Trip cancellation/interruption insurance covers you if unforeseen events cause you to cancel or interrupt your trip. In general, this coverage is meant for illness, injury, or death suffered by the insured or a member of the insured’s immediate family. Some policies also cover cancellation in the event of illness, injury, or death to the insured’s travel companion. Most policies exclude trip cancellation in the event of war, civil disturbance, or a change in your own financial circumstances. (Lose your job before your trip? If you don’t have job loss protection—not offered by all companies—you could be out of luck.) Some policies also exclude travel to specific destinations that are prone to political unrest.

Many comprehensive travel insurance policies now include coverage if your tour operator defaults; however, it is important to understand exactly what is covered by your policy. If you buy a policy directly from a tour provider, usually it does not cover the default of that provider—so it’s generally a good idea to purchase your policy from an independent company. Some policies only cover tour operator default if the operator ceases operations entirely, which it may not do even if it files for bankruptcy.

When considering trip cancellation insurance, take time to think about how much money you’ll be putting down before your trip. Are you purchasing expensive airline tickets that can’t be refunded? Are you putting down a large nonrefundable deposit on a cruise or tour? If the answer is yes, or if you might cancel for any reason, then buying trip cancellation insurance is a prudent idea.

Medical insurance encompasses several types of coverage. Emergency medical evacuation insurance covers the cost of transportation if a qualified physician determines that you must be evacuated for treatment to the nearest medical facility or to your home country (if it’s warranted), due to injury or sickness. This insurance is highly recommended for cruise passengers and travelers visiting remote areas or developing countries.

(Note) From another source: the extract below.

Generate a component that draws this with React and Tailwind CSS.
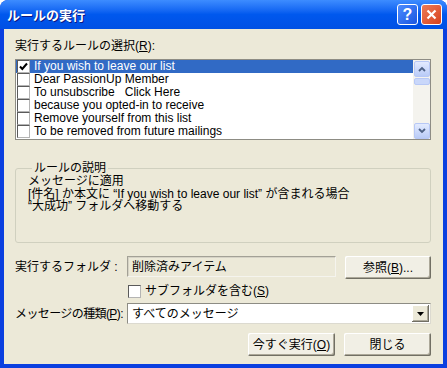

For example, if you fall and are injured while trekking in the Mt Kilimanjaro, you might need to be evacuated by private helicopter, then airplane—which can get quite expensive. Emergency medical evacuation back to the United States without insurance can easily cost $35,000 or more. Check to make sure you choose an insurance provider that does not exclude adventure travel from its coverage. If you’re an adventure traveler who has paid $3,000 up front for a white water rapids package deal in a remote area of South America and you won’t receive any refund if you cancel, then you might want to consider both trip cancellation and emergency medical evacuation insurance.

Baggage Loss/Delay

Baggage loss and delay coverage protects you in the event that your luggage is lost, delayed, or stolen. This often includes a cash payment if your bags are delayed for more than 12 hours after you arrive at your destination.

Flight Delay/Cancellation

Flight delay or cancellation insurance (sometimes called “travel delay”) typically pays for accommodations, meals, and new travel arrangements once you’ve been delayed a certain amount of time (often six to 12 hours—read your policy carefully).

Travel Document Protection

Travel document protection can kick in to help you replace a passport or other travel documents when they’re lost or stolen.